In the end he earned 220 votes, or two more than needed, to claim the speakership for the second Congress in a row.

Resentment against Speaker Boehner began simmering in early December when he booted several prominent fiscal conservatives aligned with the Tea Party from their committee positions in congress. The move was seen a “message” to rank-and-file Republicans to not go against any deal hammered out between the speaker and President Obama over the federal budget, creating a scenario similar to one that plagued budget talks about the so-called “debt ceiling” in 2011.

Jim DeMint

Jim DeMint

Speaker Boehner’s “message” prompted the early retirement of Republican Senator Jim DeMint a day later. Senator DeMint had been influential in getting several Tea Party candidates, including Tennessee Senator Rand Paul, elected to office. Several Republican congressmen, angered by Speaker Boehner’s show of force, were began hinting they would not vote to re-elect him as speaker.

Things got even darker for Speaker Boehner as the month trudged along. House Republicans rejected a proposed “Plan B” budget he wrote, sending the speaker into a weakened bargaining position with President Obama.
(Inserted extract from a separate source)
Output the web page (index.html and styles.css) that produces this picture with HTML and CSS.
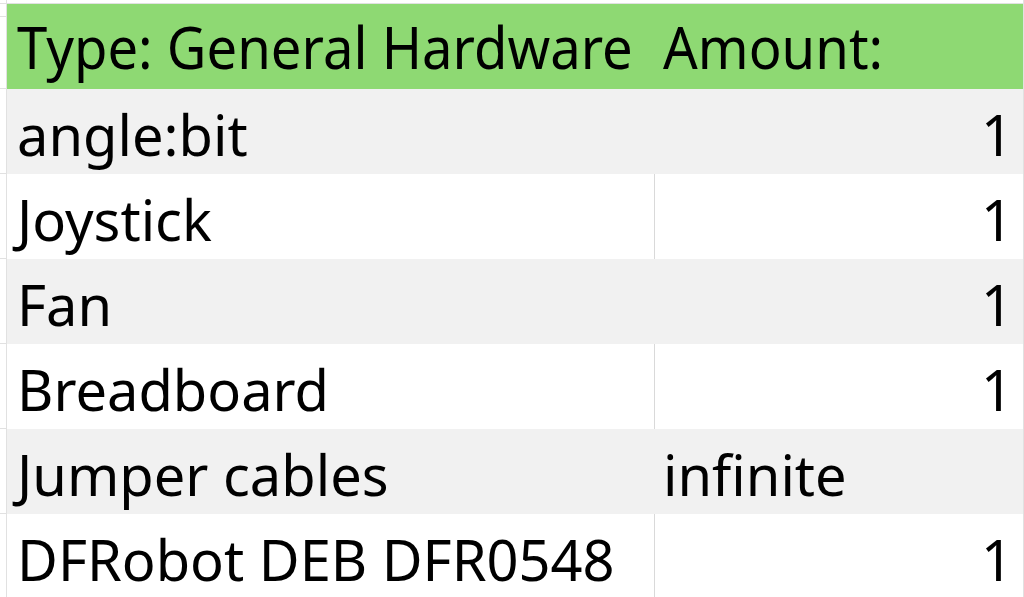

A rider granting US$60 billion in federal aid to Hurricane Sandy victims was then tacked onto an emergency federal budget being rushed through congress to avoid the so-called “fiscal cliff.” That rider was separated from the budget before it was voted on late Tuesday night, and congress ended its session for the year without casting a ballot on the aid package.

Eric Cantor

Eric Cantor

Although it was reported that Majority Leader Eric Cantor, who sets the House schedule, wanted to review the aid package and other factors to decide if corresponding budget cuts would be needed before calling a vote on the bill, New York area Republicans blasted Speaker Boehner for ending the session without a vote.

New York Rep. Peter King said the move was a “stab in the back” to New Yorkers, while New Jersey governor Chris Christie blasted Speaker Boehner, saying, “it is why the American people hate Congress.”

Speaker Boehner made an awkward backtrack Wednesday, calling for a Friday vote on the first US$9 billion of aid money, and vowing the rest of the US$60 billion in aid would be voted on by Congress on January 15. Approval is expected.

But the month-long damage had taken its toll and by Wednesday night, rumors were circulating that Speaker Boehner would retire from the speakership that evening. Two sources confirmed with Brietbart News that at least 20 representatives were going to oppose him during Thursday’s vote.

Before the vote, Speaker Boehner privately met with Republicans and vowed to no longer have one-on-one negotiations with President Obama, reports The Hill.

“He [Speaker Boehner] is recommitting himself and the House to what we’ve done, which is working through regular order and letting the House work its will,” an aide to the speaker said.

That tactical shift will be put to the test in March, when a showdown over raising the debt ceiling and replacing steep automatic cuts to defense and domestic spending   will take place. It will also affect negotiations over illegal immigration amnesty and gun control legislation.